As it happens, I too am excited by the promise embodied in the Hebrew culture of Israel; but how is that promise to be fulfilled? This, in fact, was one of the key questions confronting the founding fathers of Zionism, and in particular those among them who attempted to envision the new Jewish culture that would be shaped by the return to the land of Israel. Two of the greatest figures to grapple with this issue took opposing positions.

For Mikhah Yosef Berdichevsky (1865-1921), the cultural aim of the Zionist project had to be the complete severance of the historical continuity that bound Jews to their past and its replacement with an altogether new identity. In the Diaspora, Berdichevsky maintained, the Jews had been subjugated not only by Gentile authority but also by the Judaism of the rabbis. His Zionist program therefore had a dual thrust: emancipation at once from Gentile rule and from the rule of Jewish tradition.

Behind the demand to break the link between Jewish identity and Judaism stood an animating impulse: Zionist anger toward the Jewish past and in particular toward the stereotypical passivity of Diaspora Jews. This anger propelled a mighty wave of creativity, shaping many seminal works of the modern Hebrew imagination; today, the anti-religious attitudes that lay behind it are still to be found in various segments of contemporary Israeli society.

Against this, however, and against the ideas of Berdichevsky, stood Ahad Ha’am (pen name of Asher Ginsberg, 1856-1927). He, too, was looking to emancipate the Jewish spirit, and he, too, sought freedom—but he understood these terms in a completely different sense.

To Ahad Ha’am, the great goal of the Zionist project was, precisely, the renewal of Judaism. Freedom was to be achieved not by liberation from Judaism but by the liberation of Judaism—a goal to be approached through a new and free interpretation of the tradition. In Ahad Ha’am’s vision, the reborn Jewish home would sprout new academies of learning (batei midrash), new scholars, and new students. In no way inferior in talent or learning to the generations who had come before, this new generation would be thoroughly immersed in traditional texts but would relate to them less as sources of restrictive authority than as sources of expansive and vitalizing inspiration.

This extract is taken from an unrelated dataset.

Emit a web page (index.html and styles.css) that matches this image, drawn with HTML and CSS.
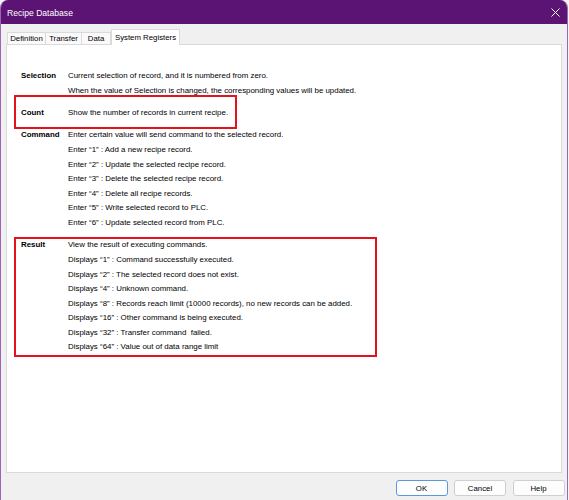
FILE: index.html
```html
<!DOCTYPE html>
<html lang="en">
<head>
    <meta charset="UTF-8">
    <meta name="viewport" content="width=device-width, initial-scale=1.0">
    <title>Recipe Database</title>
    <link rel="stylesheet" href="styles.css">
</head>
<body>
    <div class="window">
        <div class="titlebar">
            <span class="title">Recipe Database</span>
            <span class="close">
                <svg width="9" height="9" viewBox="0 0 9 9">
                    <path d="M0.5 0.5 L8.5 8.5 M8.5 0.5 L0.5 8.5" stroke="#fff" stroke-width="1" fill="none"/>
                </svg>
            </span>
        </div>

        <div class="tabs">
            <div class="tab tab-def">Definition</div>
            <div class="tab tab-transfer">Transfer</div>
            <div class="tab tab-data">Data</div>
            <div class="tab tab-active">System Registers</div>
        </div>

        <div class="panel">
            <div class="reg">
                <div class="reg-name">Selection</div>
                <div class="reg-desc">
                    <p>Current selection of record, and it is numbered from zero.</p>
                    <p>When the value of Selection is changed, the corresponding values will be updated.</p>
                </div>
            </div>

            <div class="reg marked mark-count">
                <div class="reg-name">Count</div>
                <div class="reg-desc">
                    <p>Show the number of records in current recipe.</p>
                </div>
            </div>

            <div class="reg">
                <div class="reg-name">Command</div>
                <div class="reg-desc">
                    <p>Enter certain value will send command to the selected record.</p>
                    <p>Enter “1” : Add a new recipe record.</p>
                    <p>Enter “2” : Update the selected recipe record.</p>
                    <p>Enter “3” : Delete the selected recipe record.</p>
                    <p>Enter “4” : Delete all recipe records.</p>
                    <p>Enter “5” : Write selected record to PLC.</p>
                    <p>Enter “6” : Update selected record from PLC.</p>
                </div>
            </div>

            <div class="reg marked mark-result">
                <div class="reg-name">Result</div>
                <div class="reg-desc">
                    <p>View the result of executing commands.</p>
                    <p>Displays “1” : Command successfully executed.</p>
                    <p>Displays “2” : The selected record does not exist.</p>
                    <p>Displays “4” : Unknown command.</p>
                    <p>Displays “8” : Records reach limit (10000 records), no new records can be added.</p>
                    <p>Displays “16” : Other command is being executed.</p>
                    <p>Displays “32” : Transfer command &nbsp;failed.</p>
                    <p>Displays “64” : Value out of data range limit</p>
                </div>
            </div>
        </div>

        <div class="buttons">
            <button class="btn btn-default">OK</button>
            <button class="btn">Cancel</button>
            <button class="btn">Help</button>
        </div>
    </div>
</body>
</html>
```

FILE: styles.css
```css
*, *::before, *::after {
    box-sizing: border-box;
}
body {
    margin: 0;
    background-color: #f4f4f4;
    font-family: "Liberation Sans", Arial, sans-serif;
    font-size: 7.9px;
    color: #000;
}
.window {
    width: 568px;
    height: 500px;
    background-color: #f0f0f0;
    border-left: 1px solid #9c64b2;
    border-right: 1px solid #9c64b2;
    border-radius: 8px 8px 0 0;
    overflow: hidden;
}
.titlebar {
    height: 24px;
    background-color: #5b1374;
    color: #fff;
    display: flex;
    align-items: center;
    padding: 2px 7px 0 6px;
}
.title {
    font-size: 8.6px;
}
.close {
    margin-left: auto;
    display: flex;
    margin-top: -1px;
}
.tabs {
    display: flex;
    align-items: flex-end;
    height: 15px;
    margin-top: 5px;
    padding-left: 6px;
    position: relative;
    z-index: 1;
}
.tab {
    height: 12px;
    line-height: 11px;
    text-align: center;
    background-color: #fafafa;
    border: 1px solid #dadada;
    border-bottom: none;
    font-size: 7.8px;
}
.tab-def {
    width: 39px;
}
.tab-transfer {
    width: 37px;
    margin-left: -1px;
}
.tab-data {
    width: 30px;
    margin-left: -1px;
}
.tab-active {
    width: 69px;
    height: 16px;
    line-height: 15px;
    margin-bottom: -1px;
    background-color: #fff;
}
.panel {
    height: 429px;
    margin: 0 5px 0 5px;
    background-color: #fff;
    border: 1px solid #dadada;
    padding: 24px 0 0 14px;
}
.reg {
    display: grid;
    grid-template-columns: 47px 1fr;
    line-height: 14.6px;
    margin-bottom: 7.8px;
}
.reg-name {
    font-weight: bold;
}
.reg-desc p {
    margin: 0;
    white-space: nowrap;
}
.marked {
    position: relative;
}
.marked::after {
    content: "";
    position: absolute;
    border: 2px solid #e3121d;
}
.mark-count::after {
    top: -10.7px;
    left: -7px;
    width: 223px;
    height: 33.5px;
}
.mark-result::after {
    top: -1.7px;
    left: -7.5px;
    width: 363px;
    height: 120px;
}
.buttons {
    display: flex;
    justify-content: flex-end;
    gap: 6.5px;
    margin-top: 7px;
    padding-right: 2.5px;
}
.btn {
    width: 52px;
    height: 16px;
    padding: 0;
    font-family: "Liberation Sans", Arial, sans-serif;
    font-size: 7.8px;
    color: #000;
    background-color: #fdfdfd;
    border: 1px solid #d0d0d0;
    border-radius: 3px;
}
.btn-default {
    border: 1.5px solid #5a9ad8;
}
```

The contest between Berdichevsky and Ahad Ha’am ended decisively: Berdichevsky won. Secularism, defined as a veritable wall of separation between Israeli Jews and their Jewish past, became the paradigmatic stance of many of the key political, cultural, and educational institutions of the Jewish state. In this respect, ironically, a large part of secular Israeli culture came to resemble a mirror image of its archenemy: ultra-Orthodoxy. As the ultra-Orthodox segregate themselves from the outside world, many secular Israelis still zealously segregate themselves from their religious and Diaspora past.

But Berdichevsky’s victory was, in the end, temporary. Over the last decade, a deep change has come over secular Israeli culture. Energetic forces, some of them still underground, have given rise to a new and decidedly Jewish cultural scene. In music, rock stars like Beri Sakharof, Ehud Banai, and Kobi Oz have created an avant-garde sound steeped in explicitly Jewish references and motifs; others, like the New Jerusalem Orchestra led by Omer Avital and Rabbi Haim Louk, explore the vibrant intersection of jazz and classical Sephardi liturgical composition (piyyut). There are new television programs, films, festivals of art and culture, and, especially, study centers straight out of the dreams of Ahad Ha’am. In these new academies, thousands of Israelis, starved for connection, are discovering intellectual and spiritual sustenance in the classical Jewish sources.  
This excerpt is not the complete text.